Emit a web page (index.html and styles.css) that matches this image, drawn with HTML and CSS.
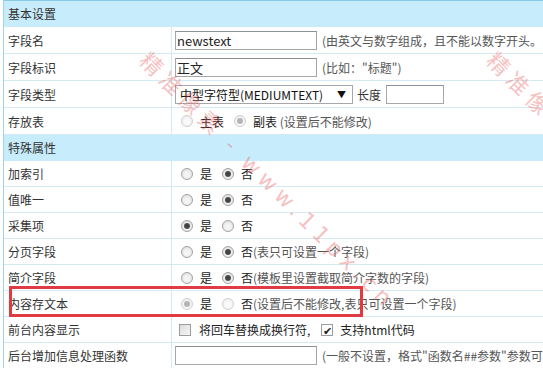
FILE: index.html
```html
<!DOCTYPE html>
<html lang="zh-CN">
<head>
    <meta charset="UTF-8">
    <title>字段设置</title>
    <link rel="stylesheet" href="styles.css">
</head>
<body>

<div class="page">
    <div class="panel">
        <div class="sec">基本设置</div>
        <div class="row tall">
            <div class="lbl">字段名</div>
            <div class="val">
                <input class="txt" type="text" value="newstext">
                <span class="hint">(由英文与数字组成，且不能以数字开头。</span>
            </div>
        </div>
        <div class="row tall">
            <div class="lbl">字段标识</div>
            <div class="val">
                <input class="txt" type="text" value="正文">
                <span class="hint">(比如："标题")</span>
            </div>
        </div>
        <div class="row tall">
            <div class="lbl">字段类型</div>
            <div class="val">
                <span class="sel">中型字符型(MEDIUMTEXT)<i>▼</i></span>
                <span class="len">长度</span>
                <input class="txt short" type="text" value="">
            </div>
        </div>
        <div class="row tall">
            <div class="lbl">存放表</div>
            <div class="val">
                <span class="rd dis"></span><span class="opt">主表</span>
                <span class="rd dis on"></span><span class="opt">副表 <em class="hint">(设置后不能修改)</em></span>
            </div>
        </div>

        <div class="sec">特殊属性</div>
        <div class="row">
            <div class="lbl">加索引</div>
            <div class="val">
                <span class="rd"></span><span class="opt">是</span>
                <span class="rd on"></span><span class="opt">否</span>
            </div>
        </div>
        <div class="row">
            <div class="lbl">值唯一</div>
            <div class="val">
                <span class="rd"></span><span class="opt">是</span>
                <span class="rd on"></span><span class="opt">否</span>
            </div>
        </div>
        <div class="row">
            <div class="lbl">采集项</div>
            <div class="val">
                <span class="rd on"></span><span class="opt">是</span>
                <span class="rd"></span><span class="opt">否</span>
            </div>
        </div>
        <div class="row">
            <div class="lbl">分页字段</div>
            <div class="val">
                <span class="rd"></span><span class="opt">是</span>
                <span class="rd on"></span><span class="opt">否<em class="hint">(表只可设置一个字段)</em></span>
            </div>
        </div>
        <div class="row">
            <div class="lbl">简介字段</div>
            <div class="val">
                <span class="rd"></span><span class="opt">是</span>
                <span class="rd on"></span><span class="opt">否<em class="hint">(模板里设置截取简介字数的字段)</em></span>
            </div>
        </div>
        <div class="row">
            <div class="lbl">内容存文本</div>
            <div class="val">
                <span class="rd dis on"></span><span class="opt">是</span>
                <span class="rd dis"></span><span class="opt">否<em class="hint">(设置后不能修改,表只可设置一个字段)</em></span>
            </div>
        </div>
        <div class="row">
            <div class="lbl">前台内容显示</div>
            <div class="val">
                <span class="cb"></span><span class="opt">将回车替换成换行符,</span>
                <span class="cb on">✔</span><span class="opt">支持html代码</span>
            </div>
        </div>
        <div class="row">
            <div class="lbl">后台增加信息处理函数</div>
            <div class="val">
                <input class="txt" type="text" value="">
                <span class="hint">(一般不设置，格式"函数名##参数"参数可</span>
            </div>
        </div>
    </div>

    <!-- watermark + highlight box sit over the form -->
    <div class="mark">精准像素 - <span class="url">www.11px.cn</span></div>
    <div class="mark mark-2">精准像素 - <span class="url">www.11px.cn</span></div>
    <div class="hl"></div>
</div>

</body>
</html>
```

FILE: styles.css
```css
body {
    margin: 0;
    padding: 0;
    background-color: #fff;
    font-family: "Noto Sans CJK SC", "Noto Sans", sans-serif;
    font-size: 12px;
    color: #333;
    overflow: hidden;
}
.page {
    position: relative;
    width: 543px;
    height: 368px;
    overflow: hidden;
}
.panel {
    margin-left: 3px;
    width: 720px;
    border-top: 1px solid #86c9e3;
    border-left: 1px solid #9fd3e8;
}
.sec {
    height: 26px;
    line-height: 26px;
    padding-left: 4px;
    background-color: #c7ecfb;
    color: #333;
}
.row {
    display: flex;
    height: 26px;
    box-sizing: border-box;
    border-bottom: 1px solid #d4eaf2;
}
.row.tall {
    height: 27px;
}
.lbl {
    width: 163px;
    padding-left: 4px;
    border-right: 1px solid #d4eaf2;
    display: flex;
    align-items: center;
    white-space: nowrap;
}
.val {
    flex: 1;
    padding-left: 3px;
    display: flex;
    align-items: center;
    white-space: nowrap;
}
.txt {
    width: 142px;
    height: 19px;
    box-sizing: border-box;
    margin: 0;
    padding: 0 1px;
    border: 1px solid #a5a7ab;
    border-top-color: #8d9094;
    font-family: "Noto Sans CJK SC", "Noto Sans", sans-serif;
    font-size: 13px;
    color: #222;
    outline: none;
}
.txt.short {
    width: 58px;
}
.hint {
    margin-left: 5px;
    color: #555;
    font-style: normal;
}
.opt .hint {
    margin-left: 0;
}
.sel {
    position: relative;
    width: 178px;
    height: 19px;
    box-sizing: border-box;
    padding-left: 4px;
    border: 1px solid #a5a7ab;
    line-height: 17px;
    font-size: 12px;
    color: #111;
}
.sel i {
    position: absolute;
    right: 6px;
    top: 0;
    font-style: normal;
    font-size: 9px;
}
.len {
    margin: 0 5px 0 4px;
}
.opt {
    margin-right: 4px;
    color: #222;
}
.rd {
    position: relative;
    width: 12px;
    height: 12px;
    box-sizing: border-box;
    margin: 0 7px 0 6px;
    border-radius: 50%;
    border: 1px solid #a3a3a3;
    background: radial-gradient(circle at 50% 60%, #f4f4f4 30%, #d9d9d9 100%);
}
.rd.on::after {
    content: "";
    position: absolute;
    left: 2px;
    top: 2px;
    width: 6px;
    height: 6px;
    border-radius: 50%;
    background: radial-gradient(circle, #444 40%, #6a6a6a 100%);
}
.rd.dis {
    border-color: #d0d0d0;
    background: radial-gradient(circle at 50% 60%, #fafafa 30%, #e8e8e8 100%);
}
.rd.dis.on::after {
    background: #b5b5b5;
}
.cb {
    width: 12px;
    height: 12px;
    box-sizing: border-box;
    margin: 0 8px 0 4px;
    border: 1px solid #9c9c9c;
    background: linear-gradient(135deg, #dcdcdc, #f6f6f6);
    font-size: 11px;
    line-height: 10px;
    text-align: center;
    color: #222;
}
.cb.on {
    margin: 0 7px 0 7px;
    background: #fff;
}
.mark {
    position: absolute;
    left: 145px;
    top: 39px;
    transform-origin: 0 50%;
    transform: rotate(45deg);
    font-family: "Noto Sans CJK SC", sans-serif;
    font-size: 22px;
    letter-spacing: 5.5px;
    color: rgba(232, 90, 90, 0.4);
    white-space: nowrap;
    pointer-events: none;
}
.mark .url {
    font-family: "DejaVu Sans", sans-serif;
}
.mark-2 {
    left: 492px;
}
.hl {
    position: absolute;
    left: 9px;
    top: 286px;
    width: 354px;
    height: 31px;
    box-sizing: border-box;
    border: 3px solid #e23a42;
    pointer-events: none;
}
```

———

* **DIRECTION**:
In the copy, include no pictures; restate the listing above exactly.

* **SOLUTION FOR THIS TASK**:
Emit a web page (index.html and styles.css) that matches this image, drawn with HTML and CSS.
FILE: index.html
```html
<!DOCTYPE html>
<html lang="zh-CN">
<head>
    <meta charset="UTF-8">
    <title>字段设置</title>
    <link rel="stylesheet" href="styles.css">
</head>
<body>

<div class="page">
    <div class="panel">
        <div class="sec">基本设置</div>
        <div class="row tall">
            <div class="lbl">字段名</div>
            <div class="val">
                <input class="txt" type="text" value="newstext">
                <span class="hint">(由英文与数字组成，且不能以数字开头。</span>
            </div>
        </div>
        <div class="row tall">
            <div class="lbl">字段标识</div>
            <div class="val">
                <input class="txt" type="text" value="正文">
                <span class="hint">(比如："标题")</span>
            </div>
        </div>
        <div class="row tall">
            <div class="lbl">字段类型</div>
            <div class="val">
                <span class="sel">中型字符型(MEDIUMTEXT)<i>▼</i></span>
                <span class="len">长度</span>
                <input class="txt short" type="text" value="">
            </div>
        </div>
        <div class="row tall">
            <div class="lbl">存放表</div>
            <div class="val">
                <span class="rd dis"></span><span class="opt">主表</span>
                <span class="rd dis on"></span><span class="opt">副表 <em class="hint">(设置后不能修改)</em></span>
            </div>
        </div>

        <div class="sec">特殊属性</div>
        <div class="row">
            <div class="lbl">加索引</div>
            <div class="val">
                <span class="rd"></span><span class="opt">是</span>
                <span class="rd on"></span><span class="opt">否</span>
            </div>
        </div>
        <div class="row">
            <div class="lbl">值唯一</div>
            <div class="val">
                <span class="rd"></span><span class="opt">是</span>
                <span class="rd on"></span><span class="opt">否</span>
            </div>
        </div>
        <div class="row">
            <div class="lbl">采集项</div>
            <div class="val">
                <span class="rd on"></span><span class="opt">是</span>
                <span class="rd"></span><span class="opt">否</span>
            </div>
        </div>
        <div class="row">
            <div class="lbl">分页字段</div>
            <div class="val">
                <span class="rd"></span><span class="opt">是</span>
                <span class="rd on"></span><span class="opt">否<em class="hint">(表只可设置一个字段)</em></span>
            </div>
        </div>
        <div class="row">
            <div class="lbl">简介字段</div>
            <div class="val">
                <span class="rd"></span><span class="opt">是</span>
                <span class="rd on"></span><span class="opt">否<em class="hint">(模板里设置截取简介字数的字段)</em></span>
            </div>
        </div>
        <div class="row">
            <div class="lbl">内容存文本</div>
            <div class="val">
                <span class="rd dis on"></span><span class="opt">是</span>
                <span class="rd dis"></span><span class="opt">否<em class="hint">(设置后不能修改,表只可设置一个字段)</em></span>
            </div>
        </div>
        <div class="row">
            <div class="lbl">前台内容显示</div>
            <div class="val">
                <span class="cb"></span><span class="opt">将回车替换成换行符,</span>
                <span class="cb on">✔</span><span class="opt">支持html代码</span>
            </div>
        </div>
        <div class="row">
            <div class="lbl">后台增加信息处理函数</div>
            <div class="val">
                <input class="txt" type="text" value="">
                <span class="hint">(一般不设置，格式"函数名##参数"参数可</span>
            </div>
        </div>
    </div>

    <!-- watermark + highlight box sit over the form -->
    <div class="mark">精准像素 - <span class="url">www.11px.cn</span></div>
    <div class="mark mark-2">精准像素 - <span class="url">www.11px.cn</span></div>
    <div class="hl"></div>
</div>

</body>
</html>
```

FILE: styles.css
```css
body {
    margin: 0;
    padding: 0;
    background-color: #fff;
    font-family: "Noto Sans CJK SC", "Noto Sans", sans-serif;
    font-size: 12px;
    color: #333;
    overflow: hidden;
}
.page {
    position: relative;
    width: 543px;
    height: 368px;
    overflow: hidden;
}
.panel {
    margin-left: 3px;
    width: 720px;
    border-top: 1px solid #86c9e3;
    border-left: 1px solid #9fd3e8;
}
.sec {
    height: 26px;
    line-height: 26px;
    padding-left: 4px;
    background-color: #c7ecfb;
    color: #333;
}
.row {
    display: flex;
    height: 26px;
    box-sizing: border-box;
    border-bottom: 1px solid #d4eaf2;
}
.row.tall {
    height: 27px;
}
.lbl {
    width: 163px;
    padding-left: 4px;
    border-right: 1px solid #d4eaf2;
    display: flex;
    align-items: center;
    white-space: nowrap;
}
.val {
    flex: 1;
    padding-left: 3px;
    display: flex;
    align-items: center;
    white-space: nowrap;
}
.txt {
    width: 142px;
    height: 19px;
    box-sizing: border-box;
    margin: 0;
    padding: 0 1px;
    border: 1px solid #a5a7ab;
    border-top-color: #8d9094;
    font-family: "Noto Sans CJK SC", "Noto Sans", sans-serif;
    font-size: 13px;
    color: #222;
    outline: none;
}
.txt.short {
    width: 58px;
}
.hint {
    margin-left: 5px;
    color: #555;
    font-style: normal;
}
.opt .hint {
    margin-left: 0;
}
.sel {
    position: relative;
    width: 178px;
    height: 19px;
    box-sizing: border-box;
    padding-left: 4px;
    border: 1px solid #a5a7ab;
    line-height: 17px;
    font-size: 12px;
    color: #111;
}
.sel i {
    position: absolute;
    right: 6px;
    top: 0;
    font-style: normal;
    font-size: 9px;
}
.len {
    margin: 0 5px 0 4px;
}
.opt {
    margin-right: 4px;
    color: #222;
}
.rd {
    position: relative;
    width: 12px;
    height: 12px;
    box-sizing: border-box;
    margin: 0 7px 0 6px;
    border-radius: 50%;
    border: 1px solid #a3a3a3;
    background: radial-gradient(circle at 50% 60%, #f4f4f4 30%, #d9d9d9 100%);
}
.rd.on::after {
    content: "";
    position: absolute;
    left: 2px;
    top: 2px;
    width: 6px;
    height: 6px;
    border-radius: 50%;
    background: radial-gradient(circle, #444 40%, #6a6a6a 100%);
}
.rd.dis {
    border-color: #d0d0d0;
    background: radial-gradient(circle at 50% 60%, #fafafa 30%, #e8e8e8 100%);
}
.rd.dis.on::after {
    background: #b5b5b5;
}
.cb {
    width: 12px;
    height: 12px;
    box-sizing: border-box;
    margin: 0 8px 0 4px;
    border: 1px solid #9c9c9c;
    background: linear-gradient(135deg, #dcdcdc, #f6f6f6);
    font-size: 11px;
    line-height: 10px;
    text-align: center;
    color: #222;
}
.cb.on {
    margin: 0 7px 0 7px;
    background: #fff;
}
.mark {
    position: absolute;
    left: 145px;
    top: 39px;
    transform-origin: 0 50%;
    transform: rotate(45deg);
    font-family: "Noto Sans CJK SC", sans-serif;
    font-size: 22px;
    letter-spacing: 5.5px;
    color: rgba(232, 90, 90, 0.4);
    white-space: nowrap;
    pointer-events: none;
}
.mark .url {
    font-family: "DejaVu Sans", sans-serif;
}
.mark-2 {
    left: 492px;
}
.hl {
    position: absolute;
    left: 9px;
    top: 286px;
    width: 354px;
    height: 31px;
    box-sizing: border-box;
    border: 3px solid #e23a42;
    pointer-events: none;
}
```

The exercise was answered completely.